A typical 1HP 3Ø motor that's loaded to half its capacity will have a PF of about 50%. At 75% load, it'll be about 60%.

As the HP goes up, the PF goes up as well. 

I wouldn't worry much though, a low PF on the high leg will have very little effect on anything unless the service is large enough to be billed for VARs.

If it needs to be brought up, an easy way to do so would be to move all 240 loads that do not involve the neutral to the high leg and one of the other phases. Especially resistive loads, like water heaters and the like.


----------



## Southeast Power (Jan 18, 2009)

Interesting comment about the partially loaded motors.
This plant works thin aluminum shapes. Most of the machine work is manually operated electric punches and shears. Dozens of work stations with vintage 2 hp motors.


----------



## nrp3 (Jan 24, 2009)

These have two transformers instead of three? The few that I've seen the second is smaller, would you need to be careful about how much load you moved over?


----------



## splatz (May 23, 2015)

Southeast Power said:


> Interesting comment about the partially loaded motors.
> This plant works thin aluminum shapes. Most of the machine work is manually operated electric punches and shears. Dozens of work stations with vintage 2 hp motors.


I have a customer with very old punch automatic punch presses and manual shears.
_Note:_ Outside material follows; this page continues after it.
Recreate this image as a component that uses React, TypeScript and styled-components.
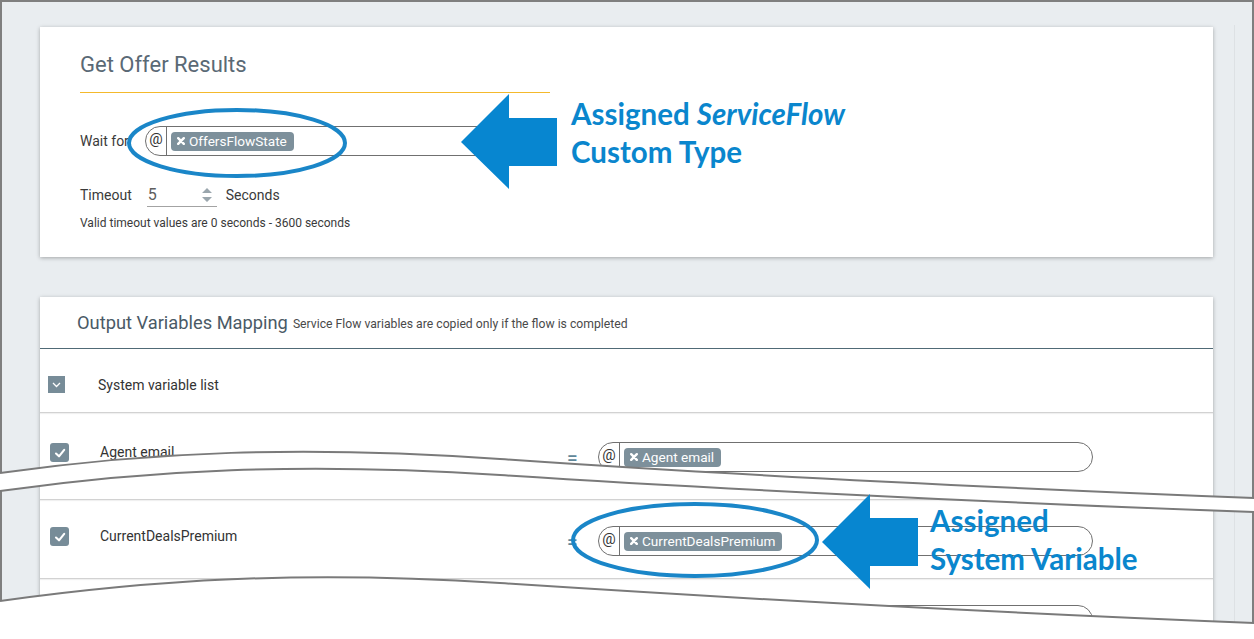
import React from "react"
import styled, { createGlobalStyle } from "styled-components"

const GlobalStyle = createGlobalStyle`
  html, body { margin: 0; padding: 0; background: #fff; }
  body { font-family: Roboto, "Noto Sans", Arial, sans-serif; color: #333; }
  * { box-sizing: border-box; }
`

const Page = styled.div`
  position: relative;
  width: 1254px;
  height: 639px;
  overflow: hidden;
`
const Frame = styled.div`
  width: 1254px;
  height: 639px;
  background: #e9edf0;
  border: 2px solid #7f7f7f;
  border-bottom: none;
  display: flex;
`
const Main = styled.main`
  flex: 1;
  padding: 25px 21px 0 38px;
  display: flex;
  flex-direction: column;
  gap: 40px;
`
const Track = styled.div`
  width: 18px;
  margin-top: 23px;
  border-left: 1px solid #dde1e4;
`
const Card = styled.section<{ $height?: number }>`
  background: #fff;
  box-shadow: 0 1px 4px rgba(0, 0, 0, 0.3);
  display: flex;
  flex-direction: column;
  ${({ $height }) =>
    $height ? `flex: 0 0 ${$height}px; padding: 0 40px;` : "flex: 1 0 auto;"}
`
const Title = styled.h2`
  margin: 0;
  width: 470px;
  padding: 24px 0 13px;
  font-size: 22px;
  line-height: 28px;
  font-weight: 400;
  color: #5a6975;
  border-bottom: 1.5px solid #f4b92c;
`
const FieldRow = styled.div`
  display: flex;
  align-items: center;
  margin-top: 33px;
  font-size: 14px;
  color: #3a3a3a;
`
const Label = styled.span`
  width: 65px;
`
const Field = styled.div<{ $w: number }>`
  display: flex;
  align-items: center;
  width: ${({ $w }) => $w}px;
  height: 30px;
  border: 1px solid #707070;
  border-radius: 15px;
  background: #fff;
`
const At = styled.span`
  width: 21px;
  align-self: stretch;
  border-right: 1px solid #707070;
  display: flex;
  justify-content: center;
  padding-top: 3px;
  font-size: 15px;
  color: #333;
`
const Chip = styled.span`
  display: inline-flex;
  align-items: center;
  gap: 4px;
  margin-left: 4px;
  height: 19px;
  padding: 0 7px 0 6px;
  border-radius: 4px;
  background: #7d909b;
  color: #fff;
  font-size: 13.6px;
`
const TimeoutRow = styled.div`
  display: flex;
  align-items: center;
  height: 24px;
  margin-top: 27px;
  font-size: 14px;
  color: #3a3a3a;
`
const NumberBox = styled.div`
  width: 70px;
  height: 24px;
  margin: 0 9px 0 15px;
  padding: 0 4px 0 1px;
  display: flex;
  align-items: center;
  justify-content: space-between;
  border-bottom: 1px solid #a3a3a3;
  font-size: 16px;
  color: #5e5e5e;
`
const Hint = styled.p`
  margin: 9px 0 0;
  font-size: 12px;
  line-height: 14px;
  color: #3a3a3a;
`
const CardHeader = styled.header`
  height: 52px;
  padding-left: 37px;
  display: flex;
  align-items: center;
  gap: 5px;
  border-bottom: 1px solid #506a76;
  color: #4a5a66;
`
const HeaderTitle = styled.span`
  font-size: 18.3px;
`
const HeaderNote = styled.span`
  font-size: 12.2px;
  padding-top: 3px;
  color: #4a4a4a;
`
const Row = styled.div<{ $tall?: boolean; $first?: boolean }>`
  display: flex;
  align-items: flex-start;
  height: ${({ $tall, $first }) => ($first ? 64 : $tall ? 87 : 79)}px;
  padding: ${({ $tall }) => ($tall ? 30 : 27)}px 0 0 ${({ $first }) => ($first ? 8 : 10)}px;
  border-bottom: 1px solid #d2d2d2;
  box-shadow: 0 1px 1px rgba(0, 0, 0, 0.06);
  font-size: 14px;
  color: #333;
`
const Check = styled.span<{ $square?: boolean }>`
  width: ${({ $square }) => ($square ? 17 : 19)}px;
  height: ${({ $square }) => ($square ? 17 : 19)}px;
  border-radius: ${({ $square }) => ($square ? 0 : 3)}px;
  background: #778c98;
  display: flex;
  align-items: center;
  justify-content: center;
`
const RowLabel = styled.span<{ $w: number }>`
  width: ${({ $w }) => $w}px;
  margin-left: ${({ $w }) => ($w > 300 ? 31 : 33)}px;
  line-height: 18px;
`
const Equals = styled.span`
  width: 31px;
  height: 29px;
  margin-top: -1px;
  line-height: 31px;
  font-size: 19px;
  font-weight: 500;
  color: #5f8799;
`
const RowField = styled(Field)`
  margin-top: -1px;
`
const Overlay = styled.svg`
  position: absolute;
  left: 0;
  top: 0;
  pointer-events: none;
`
const Callout = styled.div<{ $x: number; $y: number }>`
  position: absolute;
  left: ${({ $x }) => $x}px;
  top: ${({ $y }) => $y}px;
  font-family: Lato, "Open Sans", sans-serif;
  font-weight: 700;
  font-size: 29.5px;
  line-height: 38px;
  color: #0a86cd;
  white-space: nowrap;
  em { font-style: italic; }
`

const XIcon = () => (
  <svg width="8" height="8" viewBox="0 0 8 8">
    <path d="M1.2 1.2 L6.8 6.8 M6.8 1.2 L1.2 6.8" stroke="#fff" strokeWidth="2.4" strokeLinecap="round" />
  </svg>
)

const Tick = () => (
  <svg width="12" height="12" viewBox="0 0 12 12">
    <path d="M2 6.5 L5 9.3 L10.2 2.8" fill="none" stroke="#fff" strokeWidth="2.1" strokeLinecap="round" strokeLinejoin="round" />
  </svg>
)

const Chevron = () => (
  <svg width="9" height="6" viewBox="0 0 9 6">
    <path d="M1 1 L4.5 4.5 L8 1" fill="none" stroke="#fff" strokeWidth="1.3" />
  </svg>
)

const Spinner = () => (
  <svg width="12" height="18" viewBox="0 0 12 18">
    <path d="M6 2 L11 7 L1 7 Z M6 16 L11 11 L1 11 Z" fill="#9aa6ad" />
  </svg>
)

const VarChip = ({ name }: { name: string }) => (
  <Chip>
    <XIcon />
    {name}
  </Chip>
)

type Mapping = { label: string; value?: string; tall?: boolean }
const mappings: Mapping[] = [
  { label: "Agent email", value: "Agent email", tall: true },
  { label: "CurrentDealsPremium", value: "CurrentDealsPremium" },
  { label: "AgentFullName" },
]

// wave lines of the torn-paper cut
const waveA = "M0,473 C150,452 300,445 500,459 C700,473 1000,488 1254,498"
const waveB = "M0,491 C150,470 300,462 500,475 C700,488 1000,503 1254,512"
const waveBRev = "L1254,512 C1000,503 700,488 500,475 C300,462 150,470 0,491 Z"
const waveC = "M0,601 C150,580 300,570 500,583 C700,596 1000,613 1254,623"

const arrow = (x: number, y: number) =>
  `${x},${y} ${x + 48},${y - 48} ${x + 48},${y - 24} ${x + 96},${y - 24} ${x + 96},${y + 24} ${x + 48},${y + 24} ${x + 48},${y + 47}`

export default function App() {
  return (
    <Page>
      <GlobalStyle />
      <Frame>
        <Main>
          <Card $height={230}>
            <Title>Get Offer Results</Title>
            <FieldRow>
              <Label>Wait for</Label>
              <Field $w={403}>
                <At>@</At>
                <VarChip name="OffersFlowState" />
              </Field>
            </FieldRow>
            <TimeoutRow>
              Timeout
              <NumberBox>
                5
                <Spinner />
              </NumberBox>
              Seconds
            </TimeoutRow>
            <Hint>Valid timeout values are 0 seconds - 3600 seconds</Hint>
          </Card>
          <Card>
            <CardHeader>
              <HeaderTitle>Output Variables Mapping</HeaderTitle>
              <HeaderNote>Service Flow variables are copied only if the flow is completed</HeaderNote>
            </CardHeader>
            <Row $first>
              <Check $square>
                <Chevron />
              </Check>
              <RowLabel $w={200}>System variable list</RowLabel>
            </Row>
            {mappings.map((m) => (
              <Row key={m.label} $tall={m.tall}>
                <Check>
                  <Tick />
                </Check>
                <RowLabel $w={467}>{m.label}</RowLabel>
                <Equals>=</Equals>
                <RowField $w={495}>
                  <At>@</At>
                  {m.value && <VarChip name={m.value} />}
                </RowField>
              </Row>
            ))}
          </Card>
        </Main>
        <Track />
      </Frame>

      <Overlay width="1254" height="639" viewBox="0 0 1254 639">
        <path d={`${waveA} ${waveBRev}`} fill="#fff" />
        <path d={`${waveC} L1254,639 L0,639 Z`} fill="#fff" />
        <g fill="none" stroke="#7a7a7a" strokeWidth="2">
          <path d={waveA} />
          <path d={waveB} />
          <path d={waveC} />
        </g>
        <g fill="none" stroke="#1a86c8" strokeWidth="4">
          <ellipse cx="237" cy="143" rx="108" ry="33" />
          <ellipse cx="695" cy="540" rx="122" ry="36" />
        </g>
        <g fill="#0786d0">
          <polygon points={arrow(461, 142)} />
          <polygon points={arrow(822, 542)} />
        </g>
      </Overlay>
      <Callout $x={571} $y={95}>
        Assigned <em>ServiceFlow</em>
        <br />
        Custom Type
      </Callout>
      <Callout $x={930} $y={502}>
        Assigned
        <br />
        System Variable
      </Callout>
    </Page>
  )
}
The presses have a BIG flywheel, the clutch engages and the energy in the flywheel drops the hammer when they punch. I imagine the flywheel is so big that the surge in power after they punch is small. 

I think the shears have a similar mechanism but the manual shears idle much much more and of course don't have the monstrous flywheels. If that's how it works I could see how in a plant with a lot of manual machines there would be a lot of idling at low current / crappy power factor and a little high current / good power factor. 

If you could see a waves on a single machine, you'd probably see a lower current wave lagging the voltage quite a bit, with peaks after the clutch is engaged where the lag is much less. With a bunch of machines, since they don't all punch in unison, you probably couldn't see a thing on the service.